[What you will do] Your task is to copy every line of the records below that contains "page".

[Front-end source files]
•••

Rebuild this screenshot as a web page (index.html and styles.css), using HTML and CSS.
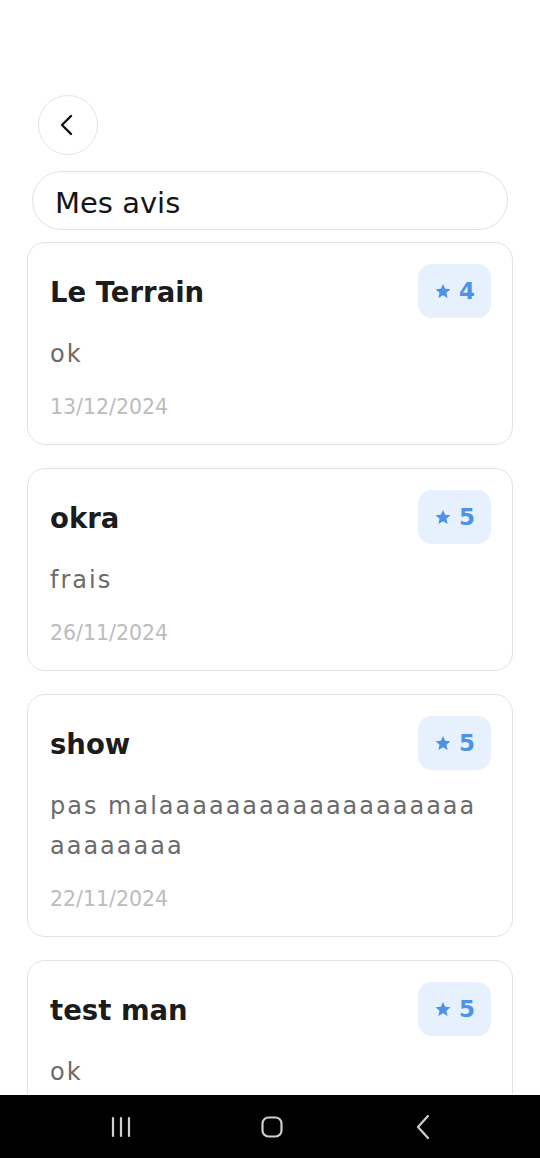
FILE: index.html
```html
<!DOCTYPE html>
<html lang="fr">
<head>
<meta charset="utf-8">
<title>Mes avis</title>
<link rel="stylesheet" href="styles.css">
</head>
<body>
<div class="screen">
  <button class="back" aria-label="Retour">
    <svg width="20" height="24" viewBox="0 0 20 24"><path d="M14 3 L5 12 L14 21" fill="none" stroke="#111" stroke-width="2.4" stroke-linecap="round" stroke-linejoin="round"/></svg>
  </button>
  <div class="title-box">Mes avis</div>
  <div class="list">
    <div class="card">
      <div class="card-head">
        <div class="card-title">Le Terrain</div>
        <div class="badge"><svg class="star" viewBox="0 0 24 24"><path d="M12 2.5l2.9 6.6 7.1.6-5.4 4.7 1.6 7-6.2-3.7-6.2 3.7 1.6-7L2 9.7l7.1-.6z"/></svg><span>4</span></div>
      </div>
      <div class="card-body">ok</div>
      <div class="card-date">13/12/2024</div>
    </div>
    <div class="card">
      <div class="card-head">
        <div class="card-title">okra</div>
        <div class="badge"><svg class="star" viewBox="0 0 24 24"><path d="M12 2.5l2.9 6.6 7.1.6-5.4 4.7 1.6 7-6.2-3.7-6.2 3.7 1.6-7L2 9.7l7.1-.6z"/></svg><span>5</span></div>
      </div>
      <div class="card-body">frais</div>
      <div class="card-date">26/11/2024</div>
    </div>
    <div class="card">
      <div class="card-head">
        <div class="card-title">show</div>
        <div class="badge"><svg class="star" viewBox="0 0 24 24"><path d="M12 2.5l2.9 6.6 7.1.6-5.4 4.7 1.6 7-6.2-3.7-6.2 3.7 1.6-7L2 9.7l7.1-.6z"/></svg><span>5</span></div>
      </div>
      <div class="card-body">pas malaaaaaaaaaaaaaaaaaaaaaaaaaaa</div>
      <div class="card-date">22/11/2024</div>
    </div>
    <div class="card card-cut">
      <div class="card-head">
        <div class="card-title">test man</div>
        <div class="badge"><svg class="star" viewBox="0 0 24 24"><path d="M12 2.5l2.9 6.6 7.1.6-5.4 4.7 1.6 7-6.2-3.7-6.2 3.7 1.6-7L2 9.7l7.1-.6z"/></svg><span>5</span></div>
      </div>
      <div class="card-body">ok</div>
    </div>
  </div>
</div>
<nav class="navbar">
  <div class="nav-item">
    <svg width="24" height="22" viewBox="0 0 24 22"><path d="M4 2v18M12 2v18M20 2v18" stroke="#cfcfcf" stroke-width="2.2" stroke-linecap="round"/></svg>
  </div>
  <div class="nav-item">
    <svg width="24" height="24" viewBox="0 0 24 24"><rect x="2.5" y="2.5" width="19" height="19" rx="6" fill="none" stroke="#cfcfcf" stroke-width="2.2"/></svg>
  </div>
  <div class="nav-item">
    <svg width="16" height="26" viewBox="0 0 16 26"><path d="M13 2 L3 13 L13 24" fill="none" stroke="#cfcfcf" stroke-width="2.2" stroke-linecap="round" stroke-linejoin="round"/></svg>
  </div>
</nav>
</body>
</html>
```

FILE: styles.css
```css
* { box-sizing: border-box; }

html, body {
  margin: 0;
  padding: 0;
}

body {
  width: 540px;
  height: 1158px;
  overflow: hidden;
  background: #ffffff;
  font-family: "DejaVu Sans", "Noto Sans", sans-serif;
  display: flex;
  flex-direction: column;
}

.screen {
  flex: 1;
  overflow: hidden;
  padding: 95px 27px 0 27px;
  display: flex;
  flex-direction: column;
}

.back {
  width: 60px;
  height: 60px;
  margin-left: 11px;
  border-radius: 50%;
  border: 1px solid #e4e4e4;
  background: #ffffff;
  padding: 0;
  display: flex;
  align-items: center;
  justify-content: center;
  flex-shrink: 0;
}

.back svg { margin-left: -2px; }

.title-box {
  margin: 16px 5px 0 5px;
  height: 59px;
  border: 1px solid #e2e2e2;
  border-radius: 30px;
  padding: 5px 0 0 22px;
  display: flex;
  align-items: center;
  font-size: 29px;
  color: #151515;
  flex-shrink: 0;
}

.list {
  margin-top: 12px;
  display: flex;
  flex-direction: column;
  gap: 23px;
}

.card {
  border: 1px solid #e2e2e2;
  border-radius: 18px;
  padding: 21px 21px 22px 22px;
  flex-shrink: 0;
}

.card-cut {
  padding-bottom: 80px;
}

.card-head {
  height: 54px;
  display: flex;
  align-items: center;
  justify-content: space-between;
}

.card-title {
  font-size: 27.5px;
  font-weight: 700;
  color: #1c1c1c;
  padding-top: 1px;
}

.badge {
  width: 73px;
  height: 54px;
  border-radius: 14px;
  background: #e6f1fd;
  display: flex;
  align-items: center;
  justify-content: center;
  gap: 7px;
  color: #4c93e6;
  font-size: 23px;
  font-weight: 700;
}

.star {
  width: 18px;
  height: 18px;
  fill: #4c93e6;
}

.card-body {
  margin-top: 16px;
  font-size: 24px;
  line-height: 40px;
  letter-spacing: 2px;
  color: #6b6b6b;
  word-break: break-all;
}

.card-date {
  margin-top: 18px;
  font-size: 20.5px;
  line-height: 30px;
  color: #bcbcbc;
}

.navbar {
  height: 63px;
  flex-shrink: 0;
  background: #000000;
  display: grid;
  grid-template-columns: repeat(3, 151px);
  justify-content: center;
  align-items: center;
  padding-left: 4px;
}

.nav-item {
  display: flex;
  justify-content: center;
  align-items: center;
}
```
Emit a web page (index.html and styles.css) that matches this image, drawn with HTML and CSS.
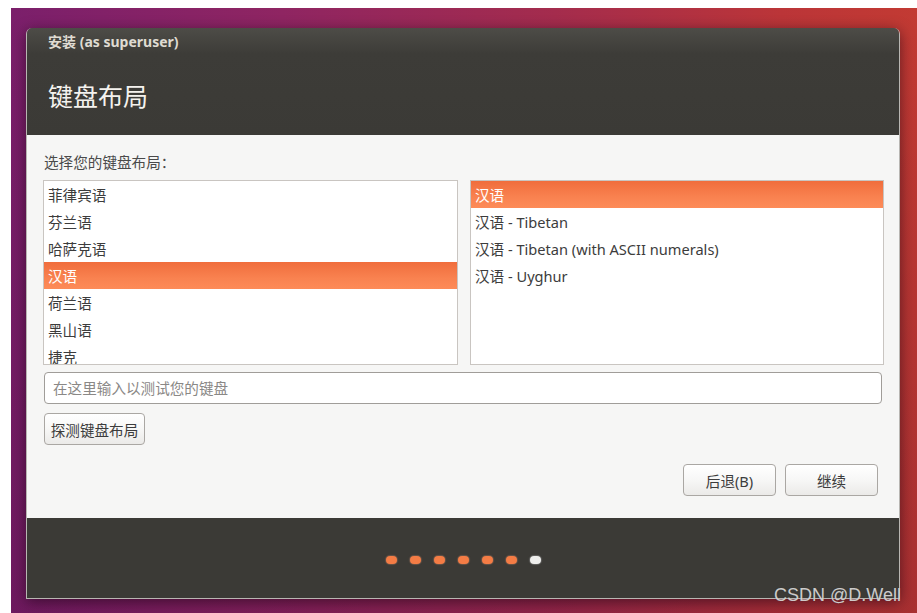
FILE: index.html
```html
<!DOCTYPE html>
<html lang="zh-CN">
<head>
<meta charset="utf-8">
<link rel="stylesheet" href="styles.css">
</head>
<body>
<div class="desktop">
  <div class="window">
    <div class="header">
      <div class="titlebar">安装 (as superuser)</div>
      <h1 class="heading">键盘布局</h1>
    </div>
    <div class="content">
      <div class="label">选择您的键盘布局：</div>
      <div class="lists">
        <div class="list">
          <div class="row">菲律宾语</div>
          <div class="row">芬兰语</div>
          <div class="row">哈萨克语</div>
          <div class="row selected">汉语</div>
          <div class="row">荷兰语</div>
          <div class="row">黑山语</div>
          <div class="row">捷克</div>
        </div>
        <div class="list">
          <div class="row selected">汉语</div>
          <div class="row">汉语 - Tibetan</div>
          <div class="row">汉语 - Tibetan (with ASCII numerals)</div>
          <div class="row">汉语 - Uyghur</div>
        </div>
      </div>
      <div class="input">在这里输入以测试您的键盘</div>
      <div class="detect-row"><button class="btn detect">探测键盘布局</button></div>
      <div class="actions">
        <button class="btn action">后退(B)</button>
        <button class="btn action">继续</button>
      </div>
    </div>
    <div class="footer">
      <span class="dot"></span><span class="dot"></span><span class="dot"></span><span class="dot"></span><span class="dot"></span><span class="dot"></span><span class="dot current"></span>
    </div>
  </div>
</div>
<div class="watermark">CSDN @D.Well</div>
</body>
</html>
```
FILE: styles.css
```css
html, body {
  margin: 0;
  padding: 0;
  background: #ffffff;
  width: 917px;
  height: 613px;
  overflow: hidden;
  position: relative;
  font-family: "Noto Sans", "Noto Sans CJK SC", sans-serif;
}

.desktop {
  margin-left: 11px;
  margin-top: 8px;
  width: 906px;
  height: 605px;
  padding: 20px 0 0 15px;
  box-sizing: border-box;
  background:
    linear-gradient(180deg, rgba(0,0,0,0) 0%, rgba(50,0,40,0.18) 100%),
    linear-gradient(90deg, #7b1f6b 0%, #8f2562 30%, #a42c4d 60%, #bb3538 85%, #c23a33 100%);
}

.window {
  width: 874px;
  height: 571px;
  display: flex;
  flex-direction: column;
  border-radius: 6px 6px 0 0;
  box-shadow: 0 3px 14px rgba(20, 0, 15, 0.55);
  overflow: hidden;
  border: 1px solid #b8b6b2;
  border-top: none;
  box-sizing: border-box;
}

.header {
  height: 107px;
  background: linear-gradient(180deg, #4d4c47 0px, #3d3c38 26px, #3b3a36 100%);
  padding-left: 21px;
  color: #f2f1ed;
  display: flex;
  flex-direction: column;
}

.titlebar {
  font-size: 14px;
  font-weight: bold;
  line-height: 16px;
  margin-top: 6px;
  color: #dfdbd2;
}

.heading {
  margin: 31px 0 0 0;
  font-weight: normal;
  font-size: 25px;
  line-height: 30px;
  color: #f4f2ee;
}

.content {
  height: 383px;
  background: #f6f6f5;
  padding: 18px 16px 0 16px;
  box-sizing: border-box;
  display: flex;
  flex-direction: column;
  color: #3c3c3c;
  font-size: 14.6px;
}

.label {
  line-height: 18px;
  padding-left: 1px;
  color: #4a4a4a;
}

.lists {
  margin-top: 9px;
  display: flex;
  gap: 12px;
}

.list {
  height: 185px;
  box-sizing: border-box;
  border: 1px solid #c9c5c1;
  background: #ffffff;
  overflow: hidden;
  flex: 0 0 415px;
}

.list + .list {
  flex: 0 0 414px;
}

.row {
  height: 27px;
  line-height: 29px;
  padding-left: 4px;
  color: #3c3c3c;
  white-space: nowrap;
  overflow: hidden;
}

.row.selected {
  background: linear-gradient(180deg, #f06d3c 0%, #f98250 60%, #fd8b58 100%);
  color: #ffffff;
}

.input {
  margin-top: 7px;
  height: 32px;
  box-sizing: border-box;
  border: 1px solid #a09d99;
  border-radius: 4px;
  background: #ffffff;
  line-height: 31px;
  padding-left: 8px;
  color: #8a8886;
  margin-left: 1px;
  margin-right: 1px;
}

.detect-row {
  margin-top: 9px;
  display: flex;
}

.btn {
  font-family: "Noto Sans", "Noto Sans CJK SC", sans-serif;
  font-size: 14.6px;
  color: #3c3c3c;
  height: 32px;
  box-sizing: border-box;
  border: 1px solid #aaa7a3;
  border-radius: 4px;
  background: linear-gradient(180deg, #ffffff 0%, #f7f7f6 50%, #ebeae8 100%);
  padding: 1px 0 0 0;
  line-height: 30px;
}

.detect {
  width: 101px;
  margin-left: 1px;
}

.actions {
  margin-top: 19px;
  display: flex;
  justify-content: flex-end;
  gap: 9px;
  padding-right: 5px;
}

.action {
  width: 93px;
}

.footer {
  flex: 1;
  background: #3b3a36;
  display: flex;
  align-items: center;
  justify-content: center;
  gap: 13px;
  padding-top: 3px;
}

.dot {
  width: 11px;
  height: 8px;
  border-radius: 4px;
  background: #f47c45;
  box-shadow: 0 0 1px 1px rgba(150, 110, 90, 0.5);
}

.dot.current {
  background: #eeeeec;
  box-shadow: 0 0 1px 1px rgba(140, 140, 140, 0.5);
}

.watermark {
  position: absolute;
  right: 16px;
  bottom: 8px;
  font-family: "Liberation Sans", Arial, sans-serif;
  font-size: 18px;
  line-height: 20px;
  color: rgba(225, 225, 225, 0.88);
  text-shadow: 0 0 1px rgba(60, 60, 60, 0.6);
}
```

•••

[Solution to the exercise]
Rebuild this screenshot as a web page (index.html and styles.css), using HTML and CSS.
Emit a web page (index.html and styles.css) that matches this image, drawn with HTML and CSS.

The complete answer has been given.